No specific recommendations have appeared, and legislative or administrative proposals have not been unveiled, so there is no way to know what will be offered in the name of reform. One problem for any set of proposals is that they must avoid being labeled the "Corporate Crime Relief Act of 2007" or, worse, the "CEO Get-Out-Of-Jail-Free Act" if they appear to be too favorable to companies and executives. With soaring CEO pay in the news amid options-timing cases that are starting to pop to the surface, this might not be the best time to recommend changes that make it significantly more difficult to investigate corporate misconduct. (ph)
Another Former CEO to be Sentenced
Former Computer Associates, Inc. CEO Sanjay Kumar will be sentenced on securities fraud and obstruction of justice charges related to accounting fraud at the computer software company now known as CA Inc. Kumar entered a guilty plea after being indicted along with the company's former general counsel for participating in an ongoing fraud that involved booking revenues in one quarter even though the contracts had not yet been concluded. In what was called the "CA Way" the company had "35-day months" at the end of quarters when sales made five days into the next month would be counted in the previous month, thereby increasing the revenue for that period. Kumar was also involved in back-dating other contracts and sending the GC to Hawai'i to bribe a potential witness in the case. An interesting aspect of the obstruction charges was that the government included in the description of the offense efforts to mislead and lie to the outside law firm hired by the company to conduct the internal investigation on the ground that Kumar knew the misstatements would be given to prosecutors.
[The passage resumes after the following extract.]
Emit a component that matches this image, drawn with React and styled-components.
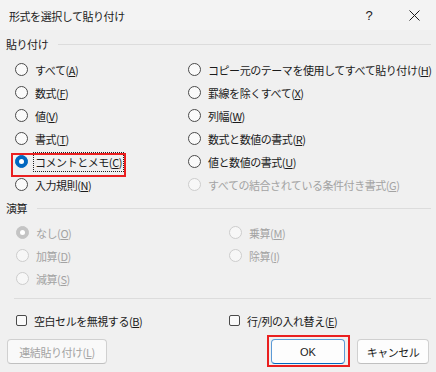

A Wall Street Journal article (here) notes speculation that Kumar will receive a term between eight and twelve years. One variable is whether the district court will impose a higher sentence because of the obstruction of justice, the type of charge that tends to have a very negative effect on judges. (ph)
October 29, 2006
Will the SEC Prime the Enforcement Pump?
The Government Accountability Office will take a look at the SEC's enforcement program in response to a letter from Senator Charles Grassley regarding how the Commission is pursuing insider trading and other types of securities fraud cases. A Bloomberg story (here) discusses the Senator's request. The letter came as a result of charges leveled by former Enforcement Division attorney Gary Aguirre, who claimed that an insider trading investigation of hedge fund firm Pequot Capital Management and Morgan Stanley CEO John Mack was snuffed out due to outside pressure that prevented him from taking testimony from Mack. After a Senate Judiciary Committee hearing on regulation of hedge funds that included Aguirre as a witness, the Commission subsequently went through with the deposition of Mack in August 2005. Shortly thereafter, the staff determined that it would not recommend that civil charges be filed (see earlier post here).
The GAO audit will no doubt increase the pressure on the SEC to process its cases more quickly and perhaps cut down a bit on the bureaucracy that builds up in any agency over time. A Wall Street Journal story (here) notes that the number of enforcement actions has dropped since its peak in 2003, and likely will be below 600 for the 2006 fiscal year that ended on September 30. Whenever the numbers fall, there are questions raised about the agency's effectiveness, and those issues become more troublesome after the SEC had its budget increased in order to police the markets more closely.
Simply counting the number of cases filed may not be the best way to measure an agency's effectiveness, and I suspect one result of the GAO (and congressional) scrutiny will be to push cases through to show a quick response to any potential weaknesses in the Enforcement Division's management. The Commission has investigations of over 100 companies for options back-dating, and while a few of those will produce criminal charges, a number will likely result in administrative actions at a minimum because of the false financial statements, and perhaps could even lead to civil enforcement actions for securities fraud. That probably means there will be a cascade of cases over the next year, especially to pump up the numbers for FY2007 to have the groundwork ready for when the GAO issues its report. There is no better way to respond to criticism than to point to current numbers and note an increase in the number of cases, just like corporations do when reporting their quarterly financials. Unfortunately, when the heat is on to generate "stats" for Congress, the quality of the cases may not mean as much as getting a quick settlement. Like all types of law enforcement, there is an ebb and flow to the cases, and look for the flow to be heavier over the next twelve months . . . almost like channel-stuffing. (ph)
Deferred Prosecution Agreements and Government Power
Professor Brandon Garrett of the University of Virginia School of Law has posted an article on SSRN (here) on deferred prosecution agreements that will appear in the Virginia Law Review in 2007. Professor Garrett analyzes the deferred prosecution agreements the Department of Justice has entered into with a number of companies over the past few years, and looks at how the agreements are targeting changes in internal corporate governance. He questions whether prosecutors may be abusing their power by inserting unrelated terms into such agreements, which do not have the benefit of judicial review. The abstract of the article states:
In what I call a structural reform prosecution, prosecutors secure the cooperation of an organization in adopting sweeping internal reforms rather than seek its conviction for criminal acts of its agents. Dozens of leading corporations in the past few years entered into demanding settlements with federal prosecutors, including AIG, American Online, Bristol-Myers Squibb Co., Computer Associates, HealthSouth, KPMG, MCI, Merrill Lynch & Co, Monsanto, and Time Warner. Nevertheless, no scholars have considered the problem of prosecutors seeking structural reform remedies. I conducted an empirical study of the terms in the agreements the DOJ has negotiated to date, which reveals that federal prosecutors consistently imposed deep governance reforms, but also unrelated terms indicating potential abuses of their power. Unlike in civil rights cases that long accomplished court-supervised institutional reform, prosecutors designed settlements to avoid judicial review of their terms or implementation. We should carefully examine this bold new prosecutorial mission because it fundamentally transforms federal criminal law, affects entire industries, and yet appears to lack any due process safeguards. I frame and evaluate five models that prosecutors can adopt to pursue structural reforms. Prosecutors have chosen the model that departs most radically from prior federal organizational criminal law. I conclude that in time, however, judicial limits will constrain prosecutorial discretion and result in a more effective regime for deterring organizational crime.